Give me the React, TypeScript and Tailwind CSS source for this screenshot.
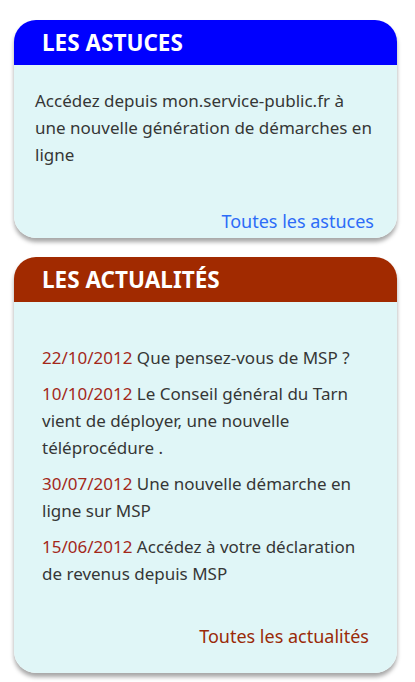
export default function App() {
  return (
    <div className="min-h-screen bg-white px-[14px] pt-5 pb-2 text-[17px] text-[#363636] [font-family:'Noto_Sans',sans-serif]">
      {/* Les astuces */}
      <div className="w-[383px] rounded-[22px] shadow-[0_4px_4px_rgba(0,0,0,0.35)]">
        <div className="flex h-[45px] items-center rounded-t-[22px] bg-[#0000ff] pl-7">
          <h2 className="text-[22.5px] font-bold text-white">LES ASTUCES</h2>
        </div>
        <div className="flex flex-col rounded-b-[22px] bg-[#e0f6f7] px-[21px] pt-[22px] pb-[3px]">
          <p className="leading-[27px]">
            Accédez depuis mon.service-public.fr à une nouvelle génération de démarches en ligne
          </p>
          <a className="mt-[40px] self-end pr-[2px] text-[18px] leading-[27px] text-[#2d6cf7]">Toutes les astuces</a>
        </div>
      </div>

      {/* Les actualités */}
      <div className="mt-[19px] w-[383px] rounded-[22px] shadow-[0_4px_4px_rgba(0,0,0,0.35)]">
        <div className="flex h-[45px] items-center rounded-t-[22px] bg-[#a12a00] pl-7">
          <h2 className="text-[22.5px] font-bold text-white">LES ACTUALITÉS</h2>
        </div>
        <div className="flex flex-col rounded-b-[22px] bg-[#e0f6f7] px-[28px] pt-[42px] pb-[23px]">
          <ul className="flex flex-col gap-[9px] leading-[27px]">
            <li>
              <span className="text-[#a3281a]">22/10/2012</span> Que pensez-vous de MSP ?
            </li>
            <li>
              <span className="text-[#a3281a]">10/10/2012</span> Le Conseil général du Tarn vient de déployer, une nouvelle téléprocédure .
            </li>
            <li>
              <span className="text-[#a3281a]">30/07/2012</span> Une nouvelle démarche en ligne sur MSP
            </li>
            <li>
              <span className="text-[#a3281a]">15/06/2012</span> Accédez à votre déclaration de revenus depuis MSP
            </li>
          </ul>
          <a className="mt-[36px] self-end text-[18px] leading-[27px] text-[#9a2a08]">Toutes les actualités</a>
        </div>
      </div>
    </div>
  );
}
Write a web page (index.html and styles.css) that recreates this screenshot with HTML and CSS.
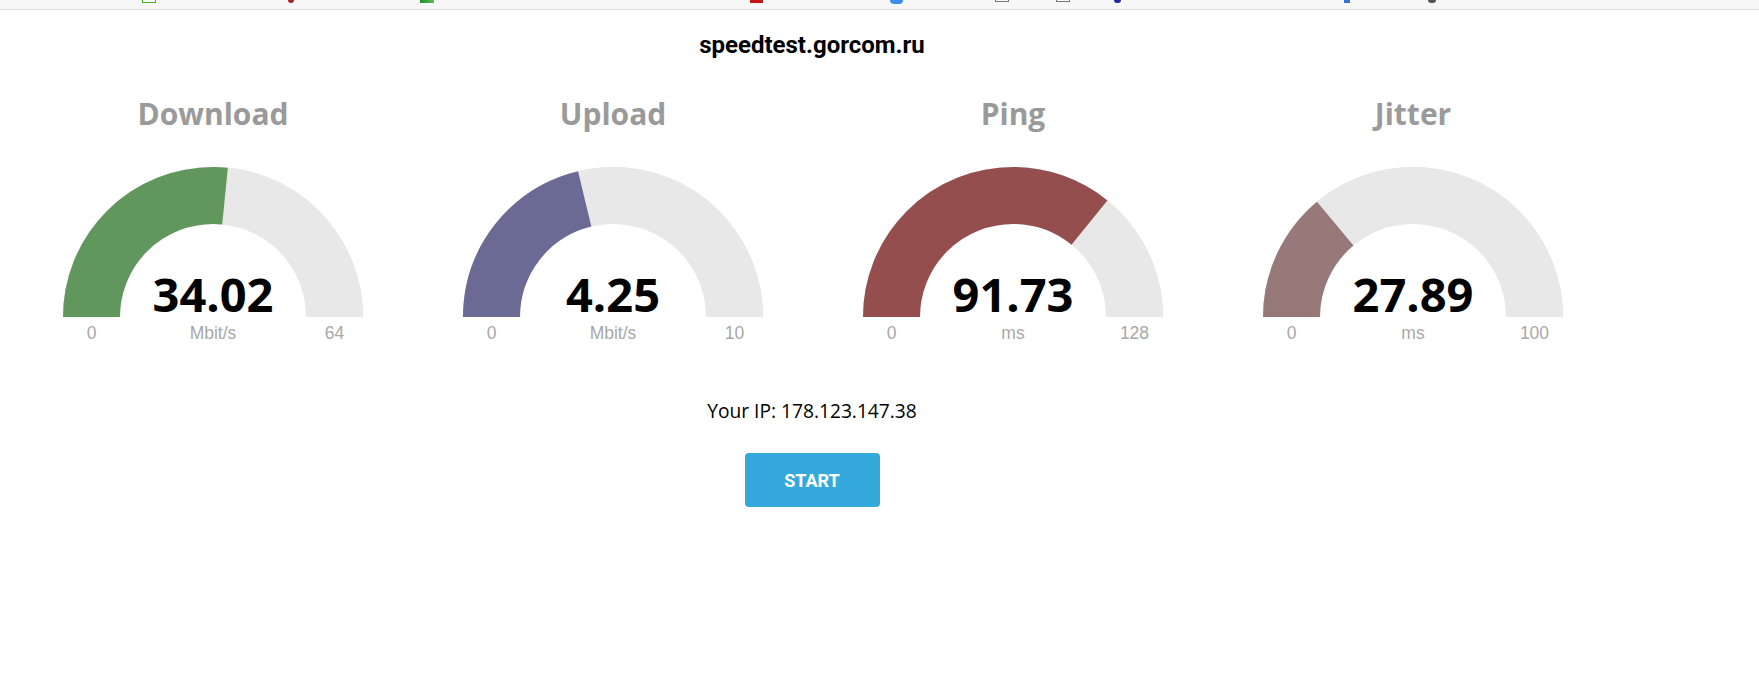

══════

Your objective:
Reproduce each record from above exactly; pictures do not belong in the copy.

Exercise result:
Give me the React, TypeScript and Tailwind CSS source for this screenshot.
export default function App() {
  return (
    <div className="min-h-screen bg-white px-[14px] pt-5 pb-2 text-[17px] text-[#363636] [font-family:'Noto_Sans',sans-serif]">
      {/* Les astuces */}
      <div className="w-[383px] rounded-[22px] shadow-[0_4px_4px_rgba(0,0,0,0.35)]">
        <div className="flex h-[45px] items-center rounded-t-[22px] bg-[#0000ff] pl-7">
          <h2 className="text-[22.5px] font-bold text-white">LES ASTUCES</h2>
        </div>
        <div className="flex flex-col rounded-b-[22px] bg-[#e0f6f7] px-[21px] pt-[22px] pb-[3px]">
          <p className="leading-[27px]">
            Accédez depuis mon.service-public.fr à une nouvelle génération de démarches en ligne
          </p>
          <a className="mt-[40px] self-end pr-[2px] text-[18px] leading-[27px] text-[#2d6cf7]">Toutes les astuces</a>
        </div>
      </div>

      {/* Les actualités */}
      <div className="mt-[19px] w-[383px] rounded-[22px] shadow-[0_4px_4px_rgba(0,0,0,0.35)]">
        <div className="flex h-[45px] items-center rounded-t-[22px] bg-[#a12a00] pl-7">
          <h2 className="text-[22.5px] font-bold text-white">LES ACTUALITÉS</h2>
        </div>
        <div className="flex flex-col rounded-b-[22px] bg-[#e0f6f7] px-[28px] pt-[42px] pb-[23px]">
          <ul className="flex flex-col gap-[9px] leading-[27px]">
            <li>
              <span className="text-[#a3281a]">22/10/2012</span> Que pensez-vous de MSP ?
            </li>
            <li>
              <span className="text-[#a3281a]">10/10/2012</span> Le Conseil général du Tarn vient de déployer, une nouvelle téléprocédure .
            </li>
            <li>
              <span className="text-[#a3281a]">30/07/2012</span> Une nouvelle démarche en ligne sur MSP
            </li>
            <li>
              <span className="text-[#a3281a]">15/06/2012</span> Accédez à votre déclaration de revenus depuis MSP
            </li>
          </ul>
          <a className="mt-[36px] self-end text-[18px] leading-[27px] text-[#9a2a08]">Toutes les actualités</a>
        </div>
      </div>
    </div>
  );
}
Write a web page (index.html and styles.css) that recreates this screenshot with HTML and CSS.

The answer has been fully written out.